INSTRUCTIONS FOR THE TASK.
Return only the number of lines that hold "page".

MATERIAL PROVIDED.
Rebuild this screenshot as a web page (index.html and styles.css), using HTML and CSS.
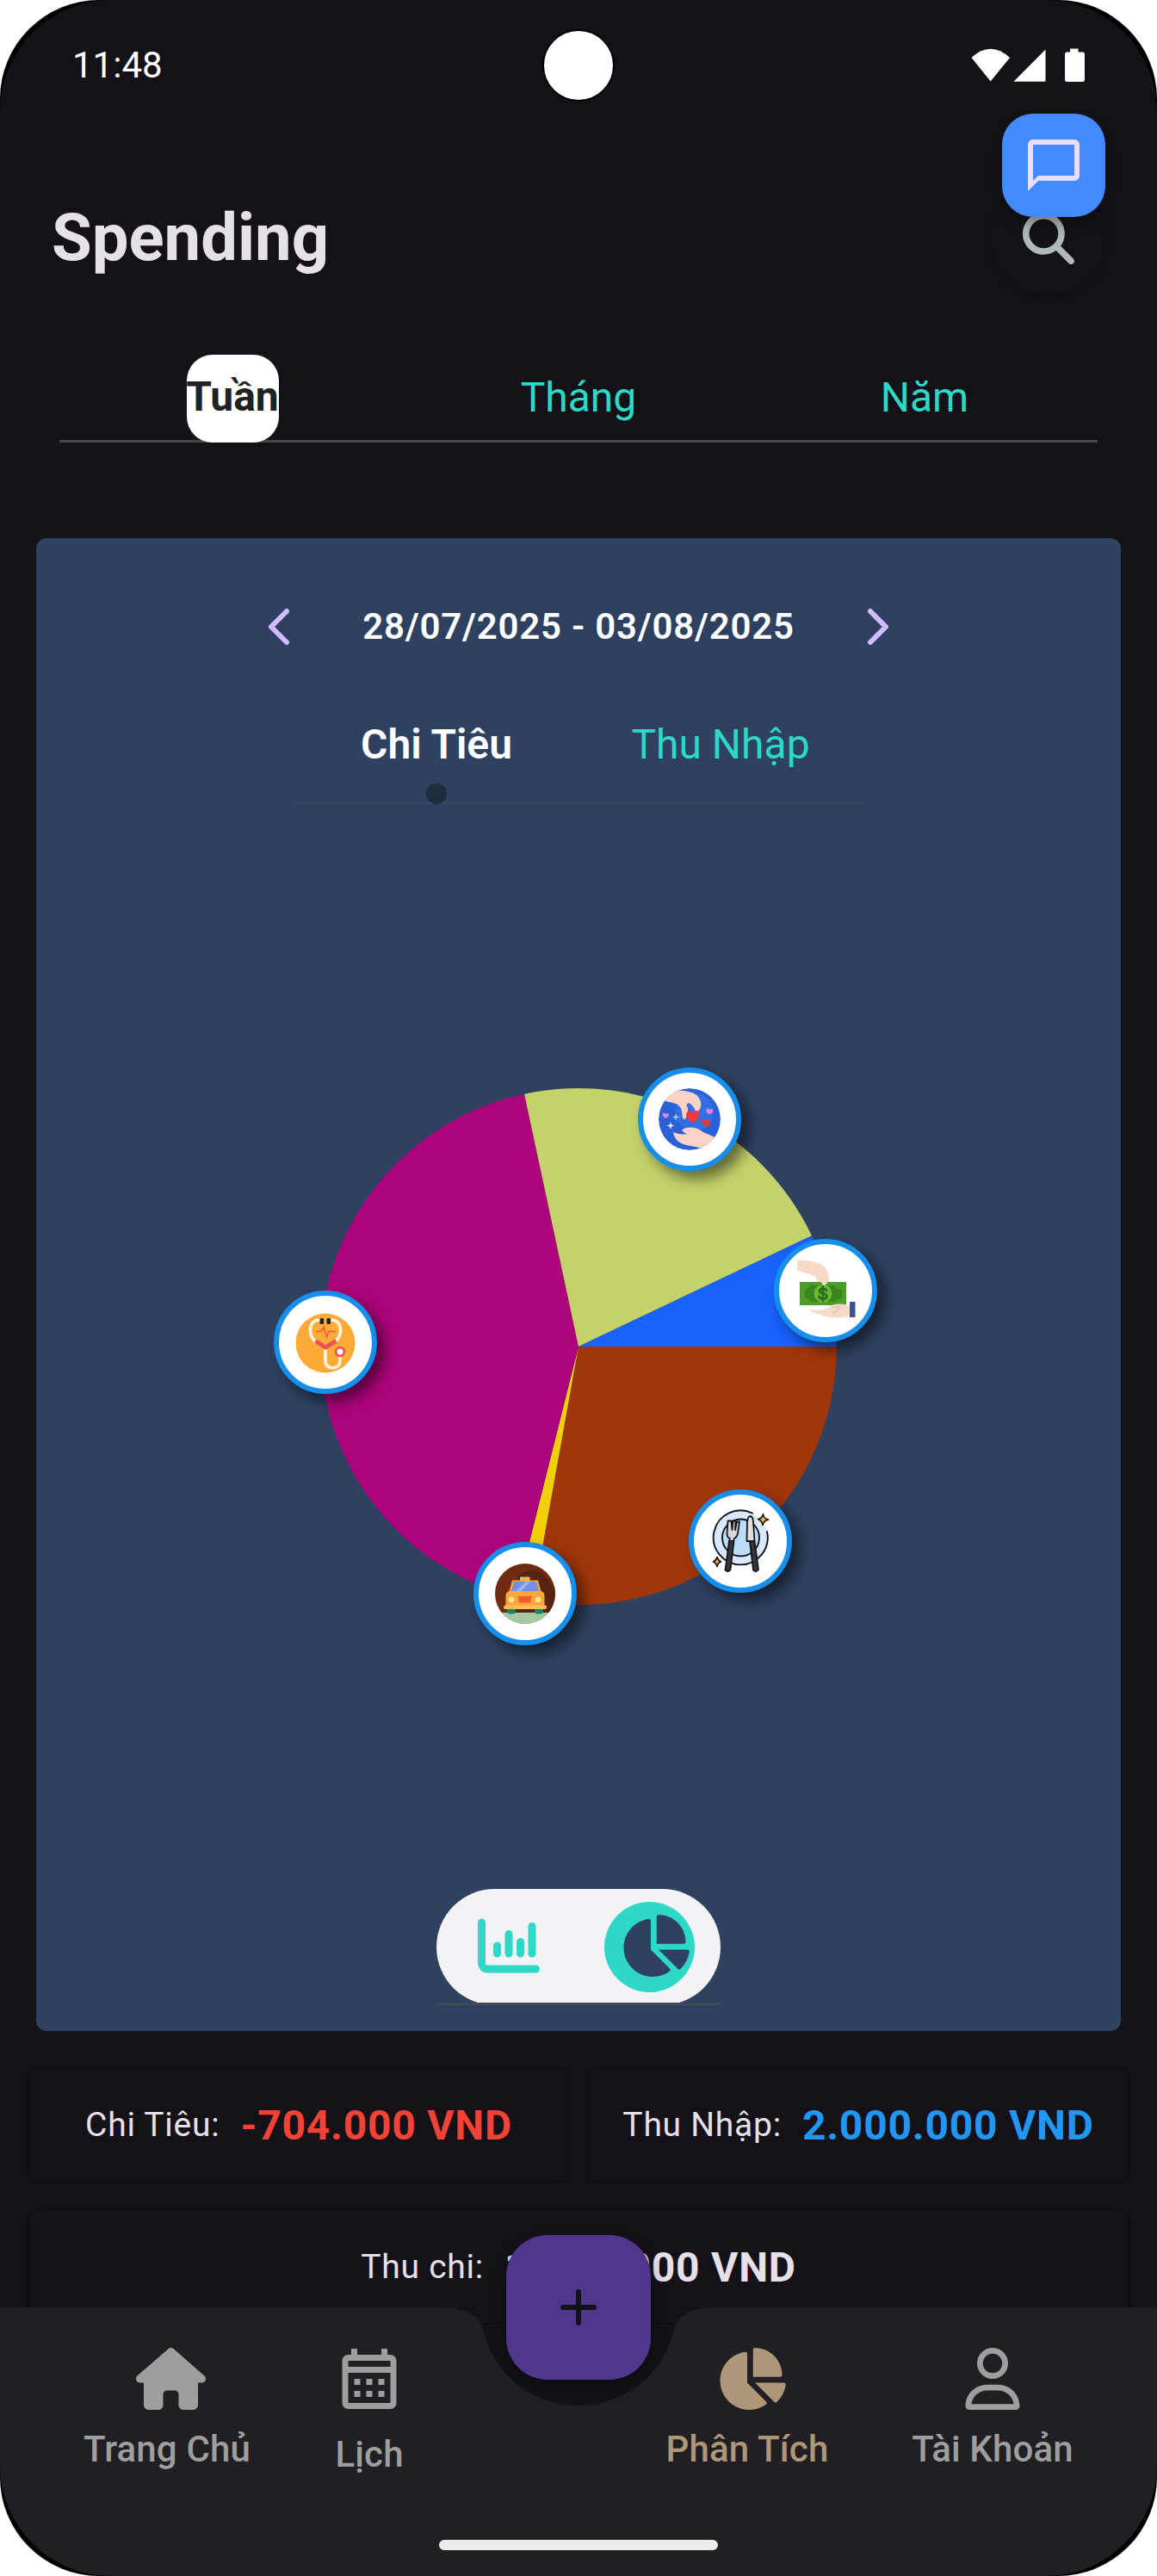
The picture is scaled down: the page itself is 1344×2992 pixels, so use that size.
FILE: index.html
```html
<!DOCTYPE html>
<html lang="vi">
<head>
<meta charset="utf-8">
<title>Spending</title>
<link rel="stylesheet" href="styles.css">
</head>
<body>
<div class="phone">
<div class="screen">

  <header class="status">
    <span class="clock">11:48</span>
    <svg class="status-icons" viewBox="0 0 132 40" width="132" height="40">
      <path d="M0.5 11.500Q22.500 -9 45 11.500L22.700 39.200Z" transform="translate(0 -.6)"/>
      <path d="M49.500 38.800L86.500 1.500V38.800Z"/>
      <path d="M115 .5h9.500v4h5.500a2.300 2.300 0 0 1 2 2.300v30a2.300 2.300 0 0 1-2.300 2.300h-18.400a2.300 2.300 0 0 1-2.300-2.300v-30a2.300 2.300 0 0 1 2.300-2.300h3.700z"/>
    </svg>
    <i class="camera"></i>
  </header>

  <div class="title-row">
    <h1>Spending</h1>
    <button class="search">
      <svg viewBox="0 0 512 512" width="60" height="60"><path d="M416 208c0 45.900-14.900 88.300-40 122.700L502.600 457.400c12.500 12.500 12.500 32.800 0 45.300s-32.800 12.500-45.300 0L330.700 376c-34.400 25.200-76.800 40-122.700 40C93.100 416 0 322.900 0 208S93.100 0 208 0S416 93.100 416 208zM208 352a144 144 0 1 0 0-288 144 144 0 1 0 0 288z"/></svg>
    </button>
  </div>

  <nav class="period-tabs">
    <div class="tab"><span class="pill">Tuần</span></div>
    <div class="tab">Tháng</div>
    <div class="tab">Năm</div>
  </nav>

  <section class="chart-card">
    <div class="date-row">
      <svg viewBox="0 0 26 44" width="26" height="44"><path d="M22 4L4 22L22 40"/></svg>
      <span class="range">28/07/2025 - 03/08/2025</span>
      <svg viewBox="0 0 26 44" width="26" height="44"><path d="M4 4L22 22L4 40"/></svg>
    </div>
    <div class="type-tabs">
      <div class="type on">Chi Tiêu</div>
      <div class="type">Thu Nhập</div>
      <i class="dot"></i>
    </div>

    <div class="pie-area">
      <svg class="pie" viewBox="-300 -300 600 600" width="600" height="600">
        <path fill="#a0370b" d="M0 0L300 0A300 300 0 0 1 -53.100 295.300Z"/>
        <path fill="#f3cf0a" d="M0 0L-53.100 295.300A300 300 0 0 1 -73.100 291Z"/>
        <path fill="#ad047b" d="M0 0L-73.100 291A300 300 0 0 1 -62.900 -293.300Z"/>
        <path fill="#c5d26a" d="M0 0L-62.900 -293.300A300 300 0 0 1 271 -128.700Z"/>
        <path fill="#1962fe" d="M0 0L271 -128.700A300 300 0 0 1 300 0Z"/>
      </svg>

      <div class="badge gift">
        <svg viewBox="0 0 72 72" width="72" height="72">
          <defs><clipPath id="disc"><circle cx="36" cy="36" r="36"/></clipPath></defs>
          <g clip-path="url(#disc)">
            <circle cx="36" cy="36" r="36" fill="#2a60d8"/>
            <circle cx="42" cy="28" r="22" fill="#3d7cea" opacity=".55"/>
            <path fill="#fbd3c4" d="M6 12C14 4 22 2 30 3C40 4 47 8 49 16C50 23 47 27 43 29C43 25 41 21 37 18C34 16 31 19 34 23C34 29 33 35 30 36C27 36 28 28 26 23C22 17 16 17 8 15Z"/>
            <path fill="#fbd3c4" d="M17 51C23 53 27 54 33 53C27 50 26 48 29 47C37 44 46 46 52 51L68 58L54 72C46 67 38 68 29 65C23 63 18 58 17 51Z"/>
            <path fill="#fff" d="M14 39l1 3.500 3.500 1-3.500 1-1 3.500-1-3.500-3.500-1 3.500-1z"/>
            <path fill="#aecbff" d="M20 29l1 3.500 3.500 1-3.500 1-1 3.500-1-3.500-3.500-1 3.500-1z"/>
          </g>
          <path fill="#ee3b40" d="M40 40c-6-3-8-6-8-9c0-6 6-6 8-2c2-5 8-3 7 2c0 4-2 7-7 9z"/>
          <path fill="#e23a35" d="M56 45c-4-2-6-4-6-7c1-3 4-2 5 0c2-3 6-1 5 2c0 2-2 4-4 5z"/>
          <path fill="#e583dc" d="M58 30c-3-2-3-4-2-6c1-1 3 0 3 1c2-2 4-1 4 1c0 3-2 4-5 4zM8 35c-3-2-4-4-3-6c1-1 3 0 3 1c2-2 4-1 4 1c0 2-2 3-4 4z"/>
        </svg>
      </div>

      <div class="badge money">
        <svg viewBox="0 0 72 72" width="72" height="72">
          <path fill="#f7d9c8" d="M3 1C12 0 22 2 30 5C36 8 40 15 40 23C40 27 38 30 34 30C29 28 26 25 24 20C16 16 10 14 3 13Z"/>
          <path fill="#4c9f26" d="M6 26h54v27H6z"/>
          <path fill="#3b8420" d="M12 35q5-1 6-5h29q1 4 8 5v10q-6 1-7 4H18q-1-4-6-5z"/>
          <circle cx="33" cy="39.500" r="10.500" fill="#68b832"/>
          <path fill="none" stroke="#276e1c" stroke-width="2.600" stroke-linecap="round" d="M37 36c-1-3-8-3-8 .5c0 4 8.500 2 8.500 6c0 4-8.500 4-9 0M33 31v17"/>
          <path fill="#f7d9c8" d="M31 26q2 6 5 3q3-2 2-6z"/>
          <path fill="#f7d9c8" d="M16 58C28 60 38 58 43 53C50 51 57 51 64 54V66C52 67 46 69 37 66C30 64 22 62 16 58Z"/>
          <path fill="none" stroke="#e8bfab" stroke-width="1.200" d="M45 56q5-1 7-2q0 5-8 9"/>
          <path fill="#40548c" d="M64 49h6.500v18H64z"/>
        </svg>
      </div>

      <div class="badge health">
        <svg viewBox="0 0 72 72" width="72" height="72">
          <circle cx="36" cy="37" r="34.500" fill="#fdab38"/>
          <path fill="none" stroke="#fff3dc" stroke-width="3.600" stroke-linecap="round" d="M30 10.500C22 9 18 16 18.500 24C19 29 21 32 25 36M42 10.500C50 9 54 16 53.500 24C53 29 51 32 47 36M36 45V58C36 68 53 69 53 57V50"/>
          <path fill="none" stroke="#ee5350" stroke-width="5" stroke-linejoin="round" d="M24.500 34.500L36 42L48.500 34.500"/>
          <path fill="none" stroke="#ee5b38" stroke-width="1.700" d="M25 23.500h6l3-5l3.500 11l2.500-6h8"/>
          <rect x="29.500" y="8" width="4.600" height="7" rx="1.600" fill="#1f2226"/><rect x="37.500" y="8" width="4.600" height="7" rx="1.600" fill="#1f2226"/>
          <circle cx="53" cy="47" r="4.800" fill="#fff" stroke="#ee5350" stroke-width="2.800"/>
        </svg>
      </div>

      <div class="badge taxi">
        <svg viewBox="0 0 72 72" width="72" height="72">
          <defs><clipPath id="road"><circle cx="36" cy="36" r="35"/></clipPath></defs>
          <g clip-path="url(#road)">
            <path fill="#6f2c13" d="M0 0h72v72H0z"/>
            <path fill="#532311" d="M28 16Q40 4 56 12L72 30V58H20z" opacity=".8"/>
            <path fill="#a7c9a2" d="M0 58h72v14H0z"/>
          </g>
          <rect x="15" y="52" width="10" height="7.500" rx="3" fill="#168467"/><rect x="47" y="52" width="10" height="7.500" rx="3" fill="#168467"/>
          <rect x="30" y="16.500" width="11.500" height="5" rx="1" fill="#e8b55a"/>
          <path fill="#f5a43c" d="M21 20.500H51L55 35H17Z"/>
          <path fill="#7690e4" d="M23 22H49L52 33.500H19.500Z"/>
          <path fill="#a0b3f3" d="M37 22h5L31 33.500h-6z"/>
          <rect x="13.500" y="33" width="45" height="20" rx="5" fill="#fba63a"/>
          <path fill="#ee5b2e" d="M28 39h16l-2 7.500H29z"/>
          <circle cx="20" cy="43" r="3.300" fill="#ffe690"/><circle cx="51" cy="43" r="3.300" fill="#ffe690"/>
          <rect x="11" y="49.500" width="50" height="4.500" rx="2.200" fill="#fcbe54"/>
        </svg>
      </div>

      <div class="badge food">
        <svg viewBox="0 0 72 72" width="72" height="72" stroke="#111418" stroke-linejoin="round" stroke-linecap="round">
          <circle cx="36.500" cy="32" r="31" fill="#d8e9fb" stroke="none"/>
          <path fill="none" stroke-width="1.900" d="M50 3.500A31.500 31.500 0 1 0 67 25"/>
          <circle cx="36.500" cy="32" r="21.500" fill="#bcdcfc" stroke-width="1.900"/>
          <path fill="#dcd6da" stroke-width="1.800" d="M21.500 12.500L20.500 27Q20.500 32 24 33L23 36H28L29 33Q32.500 31 33 27L35 13.500H32L30 23L30.500 12.500H27.500L26.500 23L25.500 12.500Z"/>
          <path fill="#38383c" stroke-width="1.800" d="M23 36H28.500L24.500 69Q22 73 18.500 69.500Z"/>
          <path fill="#e4dde1" stroke-width="1.800" d="M43.500 36L44 13Q45 7 47.500 7Q50.500 7.500 51 13L52.500 36Z"/>
          <path fill="#38383c" stroke-width="1.800" d="M47 36H52.500L57 69Q54 73 51 69.500Z"/>
          <path fill="#f6ad36" stroke-width="1.600" d="M62.500 4.500Q63 9.500 68.500 11Q63.500 12 62 17.500Q61 12 56.500 10.500Q61.500 9.500 62.500 4.500ZM9 54.500Q10 58.500 13.500 60Q10 61 9 65.500Q8 61 4.500 60Q8 58.500 9 54.500Z"/>
        </svg>
      </div>
    </div>

    <div class="view-toggle">
      <div class="view">
        <svg viewBox="0 0 512 512" width="72" height="72"><path fill="none" stroke="#2dd9c6" stroke-width="64" stroke-linecap="round" d="M32 64V400A48 48 0 0 0 80 448H480M160 256V320M256 160V320M352 224V320M448 96V320"/></svg>
      </div>
      <div class="view on">
        <svg viewBox="0 0 512 512" width="72" height="72" fill="#2e4160"><path d="M304 240V16.600c0-9 7-16.600 16-16.600C443.700 0 544 100.300 544 224c0 9-7.600 16-16.600 16H304zM32 272C32 150.700 122.100 50.300 239 34.300c9.200-1.300 17 6.100 17 15.400V288L412.500 444.500c6.700 6.700 6.200 17.700-1.500 23.100C371.800 495.600 323.800 512 272 512C139.500 512 32 404.600 32 272zm526.400 16c9.300 0 16.600 7.800 15.400 17c-7.700 55.900-34.600 105.600-73.900 142.300c-6 5.600-15.400 5.200-21.200-.7L320 288H558.400z"/></svg>
      </div>
    </div>
  </section>

  <section class="totals">
    <div class="total"><span class="label">Chi Tiêu:</span><b class="spent">-704.000 VND</b></div>
    <div class="total"><span class="label">Thu Nhập:</span><b class="earned">2.000.000 VND</b></div>
    <div class="total wide"><span class="label">Thu chi:</span><b>1.296.000 VND</b></div>
  </section>

  <button class="chat">
    <svg viewBox="0 0 24 24" width="72" height="72"><path d="M20 2H4c-1.100 0-2 .9-2 2v18l4-4h14c1.100 0 2-.9 2-2V4c0-1.100-.9-2-2-2zm0 14H6l-2 2V4h16v12z"/></svg>
  </button>

  <footer class="bottom">
    <svg class="bar-shape" viewBox="0 0 1344 312" width="1344" height="312"><path d="M0 0H510Q555 0 560.900 25.600A114 114 0 0 0 783.100 25.600Q789 0 834 0H1344V312H0Z"/></svg>
    <div class="nav">
      <div class="item">
        <svg viewBox="0 0 512 512" width="72" height="72"><path d="M575.800 255.500c0 18-15 32.100-32 32.100h-32l.7 160.200c0 2.700-.2 5.400-.5 8.100V472c0 22.100-17.900 40-40 40H456c-1.100 0-2.200 0-3.300-.1c-1.400 .1-2.800 .1-4.200 .1H416 392c-22.100 0-40-17.900-40-40V448 384c0-17.700-14.300-32-32-32H256c-17.700 0-32 14.300-32 32v64 24c0 22.100-17.900 40-40 40H160 128.100c-1.500 0-3-.1-4.500-.2c-1.200 .1-2.400 .2-3.600 .2H104c-22.100 0-40-17.900-40-40V360c0-.9 0-1.900 .1-2.800V287.600H32c-18 0-32-14-32-32.100c0-9 3-17 10-24L266.400 8c7-7 15-8 22-8s15 2 21 7L564.800 231.500c8 7 12 15 11 24z"/></svg>
        <span>Trang Chủ</span>
      </div>
      <div class="item">
        <svg viewBox="0 0 24 24" width="84" height="84"><path d="M19 4h-1V2h-2v2H8V2H6v2H5c-1.110 0-1.990.9-1.990 2L3 20a2 2 0 0 0 2 2h14c1.100 0 2-.9 2-2V6c0-1.100-.9-2-2-2zm0 16H5V10h14v10zm0-12H5V6h14v2zM9 14H7v-2h2v2zm4 0h-2v-2h2v2zm4 0h-2v-2h2v2zm-8 4H7v-2h2v2zm4 0h-2v-2h2v2zm4 0h-2v-2h2v2z"/></svg>
        <span>Lịch</span>
      </div>
      <div class="item active">
        <svg viewBox="0 0 512 512" width="72" height="72"><path d="M304 240V16.600c0-9 7-16.600 16-16.600C443.700 0 544 100.300 544 224c0 9-7.600 16-16.600 16H304zM32 272C32 150.700 122.100 50.300 239 34.300c9.200-1.300 17 6.100 17 15.400V288L412.500 444.500c6.700 6.700 6.200 17.700-1.500 23.100C371.800 495.600 323.800 512 272 512C139.500 512 32 404.600 32 272zm526.400 16c9.300 0 16.600 7.800 15.400 17c-7.700 55.900-34.600 105.600-73.900 142.300c-6 5.600-15.400 5.200-21.200-.7L320 288H558.400z"/></svg>
        <span>Phân Tích</span>
      </div>
      <div class="item">
        <svg viewBox="-32 0 512 512" width="72" height="72"><path d="M304 128a80 80 0 1 0 -160 0 80 80 0 1 0 160 0zM96 128a128 128 0 1 1 256 0A128 128 0 1 1 96 128zM49.300 464H398.700c-8.900-63.300-63.300-112-129-112H178.300c-65.700 0-120.100 48.700-129 112zM0 482.300C0 383.800 79.800 304 178.300 304h91.400C368.200 304 448 383.800 448 482.300c0 16.400-13.300 29.700-29.700 29.700H29.700C13.300 512 0 498.700 0 482.300z"/></svg>
        <span>Tài Khoản</span>
      </div>
    </div>
    <button class="add">
      <svg viewBox="0 0 42 42" width="42" height="42"><path d="M3 21H39M21 3V39"/></svg>
    </button>
    <i class="home-bar"></i>
  </footer>

</div>
</div>
</body>
</html>
```
FILE: styles.css
```css
* { box-sizing: border-box; }
body { margin: 0; background: #fff; font-family: Roboto, "Liberation Sans", sans-serif; }
svg { display: block; overflow: visible; flex: none; }
button { border: 0; padding: 0; font: inherit; display: flex; align-items: center; justify-content: center; }
h1 { margin: 0; }

.phone { width: 1344px; height: 2992px; background: #000; border-radius: 115px; overflow: hidden; }
.screen { position: relative; width: 1344px; height: 2992px; background: #141218; border-radius: 129px; overflow: hidden; color: #e6e0e9; }

.status { position: relative; height: 151px; padding: 0 84px 0 84px; display: flex; align-items: center; justify-content: space-between; }
.clock { font-size: 42px; color: #fff; }
.status-icons { fill: #fff; }
.camera { position: absolute; left: 630px; top: 34px; width: 84px; height: 84px; border: 2px solid #000; border-radius: 50%; background: #fff; }

.title-row { height: 252px; padding: 0 60px; display: flex; align-items: center; justify-content: space-between; }
h1 { font-size: 76px; line-height: 84px; font-weight: 700; padding-bottom: 3px; }
.search { width: 132px; height: 132px; border-radius: 50%; background: #141218; box-shadow: 0 3px 9px rgba(0,0,0,.22); }
.search svg { fill: #b0b8b9; }

.period-tabs { height: 102px; margin: 9px 69px 0; display: grid; grid-template-columns: repeat(3, 1fr); border-bottom: 3px solid #49454f; }
.tab { height: 99px; display: flex; align-items: center; justify-content: center; font-size: 48px; color: #2dd9c6; }
.pill { height: 102px; margin-bottom: -3px; line-height: 98px; border-radius: 30px; background: #fff; color: #212121; font-weight: 700; width: 107px; display: flex; justify-content: center; }

.chart-card { height: 1734px; margin: 111px 42px 0; padding: 33px 0 30px; background: #2e4160; border-radius: 12px; display: flex; flex-direction: column; align-items: center; }
.date-row { width: 722px; height: 139px; display: flex; align-items: center; justify-content: space-between; }
.date-row path { fill: none; stroke: #d0bcff; stroke-width: 6; stroke-linecap: round; stroke-linejoin: round; }
.range { font-size: 42px; font-weight: 600; letter-spacing: .75px; color: #fff; }
.type-tabs { position: relative; width: 660px; height: 137px; display: grid; grid-template-columns: 1fr 1fr; border-bottom: 3px solid #3a455f; }
.type { display: flex; align-items: center; justify-content: center; font-size: 48px; color: #2dd9c6; }
.type.on { color: #fff; font-weight: 600; }
.dot { position: absolute; left: 153px; bottom: -3px; width: 24px; height: 24px; border-radius: 50%; background: #1e2c3d; }

.pie-area { position: relative; width: 1260px; height: 1260px; display: flex; align-items: center; justify-content: center; }
.badge { position: absolute; width: 120px; height: 120px; margin: -60px 0 0 -60px; border-radius: 50%; border: 6px solid #168fec; background: #fff; display: flex; align-items: center; justify-content: center; box-shadow: 9px 9px 16px rgba(0,0,0,.5); }
.gift { left: 759px; top: 366px; }
.money { left: 917px; top: 565px; }
.health { left: 336px; top: 625px; }
.taxi { left: 568px; top: 917px; }
.food { left: 818px; top: 856px; }

.view-toggle { position: relative; width: 330px; height: 135px; display: grid; grid-template-columns: 1fr 1fr; border-radius: 68px; background: #f2f2f7; }
.view-toggle::after { content: ""; position: absolute; left: 0; right: 0; bottom: 0; height: 3px; background: #454659; }
.view { width: 105px; height: 105px; margin: 15px auto; border-radius: 50%; display: flex; align-items: center; justify-content: center; padding: 0 0 4px 3px; }
.view.on { background: #2dd9c6; }

.totals { margin: 42px 31px 0; display: grid; grid-template-columns: 1fr 1fr; gap: 31px 18px; }
.total { height: 134px; border: 2px solid #0f0e12; border-radius: 12px; display: flex; align-items: center; justify-content: center; gap: 24px; letter-spacing: .75px; white-space: nowrap; }
.wide { grid-column: 1 / 3; }
.label { font-size: 39px; }
.total b { font-size: 48px; font-weight: 700; }
.total .spent { color: #f44336; }
.total .earned { color: #2196f3; }

.chat { position: absolute; left: 1164px; top: 132px; width: 120px; height: 120px; border-radius: 36px; background: #448aff; box-shadow: 0 9px 15px rgba(0,0,0,.3); }
.chat svg { fill: #eaddff; }

.bottom { position: absolute; left: 0; bottom: 0; width: 1344px; height: 312px; }
.bar-shape { position: absolute; inset: 0; fill: #201f24; }
.nav { position: relative; height: 312px; display: grid; grid-template-columns: 388px 82px 213px 370px 200px; align-items: start; }
.item:nth-child(3) { grid-column: 4; }
.item { height: 236px; display: flex; flex-direction: column; align-items: center; justify-content: center; gap: 21px; color: #9e9e9e; fill: #9e9e9e; font-size: 42px; line-height: 49px; font-weight: 500; letter-spacing: .15px; white-space: nowrap; }
.active { color: #ae9779; fill: #ae9779; }
.add { position: absolute; left: 588px; top: -84px; width: 168px; height: 168px; border-radius: 48px; background: #4f378b; box-shadow: 0 9px 18px rgba(0,0,0,.4); }
.add path { stroke: #141218; stroke-width: 6; stroke-linecap: round; }
.home-bar { position: absolute; left: 510px; bottom: 30px; width: 324px; height: 12px; border-radius: 6px; background: #ececec; }
```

TASK RESPONSE.
2